A lot of the discussion (which I'm glad is still happening) that's been going on about double-blind reviewing has been making assumptions that we would know if there was bias (against women, unknown authors, whatever) and that part of the reason that this discussion is coming up is because these authors perceive this bias and are cranky about it. That is not my opinion. I've never perceived any bias and have no personal grievance against the process. In fact, the reviews that I've gotten have shown that the reviewers truly read and thought about my papers and took time to write thoughtful feedback. I deeply appreciate their efforts. The problem is that bias is often unperceived. I include my own biases in this, and work hard to recognize them in myself. Still, I believe that often bias is unconscious.

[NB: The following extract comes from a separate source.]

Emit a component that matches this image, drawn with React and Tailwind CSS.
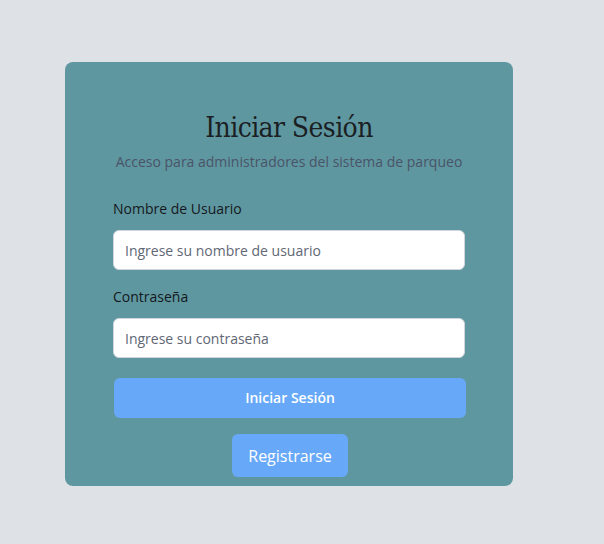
export default function App() {
  return (
    <div className="min-h-[544px] w-full bg-[#dee1e6] pt-[62px] pl-[65px]" style={{ fontFamily: '"Open Sans", sans-serif' }}>
      <div className="w-[448px] rounded-lg bg-[#5f97a0] px-12 pt-12 pb-[9px] flex flex-col">
        <h1 className="text-center text-[28px] leading-9 tracking-[-0.6px] text-[#1b1f24] font-stretch-condensed" style={{ fontFamily: '"DejaVu Serif Condensed", "DejaVu Serif", serif' }}>
          Iniciar Sesión
        </h1>
        <p className="mt-[6px] text-center text-sm leading-5 text-[#4a5468]">
          Acceso para administradores del sistema de parqueo
        </p>
        <label className="mt-[27px] block text-sm leading-5 text-[#14181d]">Nombre de Usuario</label>
        <input
          type="text"
          placeholder="Ingrese su nombre de usuario"
          className="mt-[11px] h-10 w-full rounded-md border border-[#d1d5db] bg-white pl-[11px] pr-3 text-sm text-[#374151] placeholder:text-[#5f6775] outline-none"
        />
        <label className="mt-[17px] block text-sm leading-5 text-[#14181d]">Contraseña</label>
        <input
          type="password"
          placeholder="Ingrese su contraseña"
          className="mt-[11px] h-10 w-full rounded-md border border-[#d1d5db] bg-white pl-[11px] pr-3 text-sm text-[#374151] placeholder:text-[#5f6775] outline-none"
        />
        <button className="mt-5 ml-px h-10 w-full rounded-md bg-[#67a9f8] text-sm font-semibold text-white">
          Iniciar Sesión
        </button>
        <div className="mt-4 flex justify-center pl-[2px]">
          <button className="h-[43px] w-[116px] rounded-md bg-[#67a9f8] text-base font-medium text-white">
            Registrarse
          </button>
        </div>
      </div>
    </div>
  );
}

When I was taking an upper level math seminar in my sophomore year of college, there were two seniors in the small class who stood out clearly above the rest - one guy and one girl. When she presented her solutions to homework problems, it was as if we were hearing a guest lecturer. Every point was covered. Her presentation was organized. Her math was flawless. She was able to answer our questions precisely and in a way so that we could understand. The guy was a different story. It was clear that he didn't always do the work beforehand. Still, when he presented, after some staring into space and thinking on his feet, the correct solution would appear on the board. He explained it clearly and answered questions, sometimes finding - and fixing - flaws along the way. I realized one day, when talking to a friend about the class, that I considered him to be the more brilliant of the two, ascribing to her the "female" qualities of organization and assuming that her flawless performances were due to advance planning and not to her mathematical ability, while his successes were a sign of his brilliance. This assumption is sexist. I recognized my bias, my internalized sexism if you will, only after most of the semester had passed.
I will not believe you if you claim that you are never biased.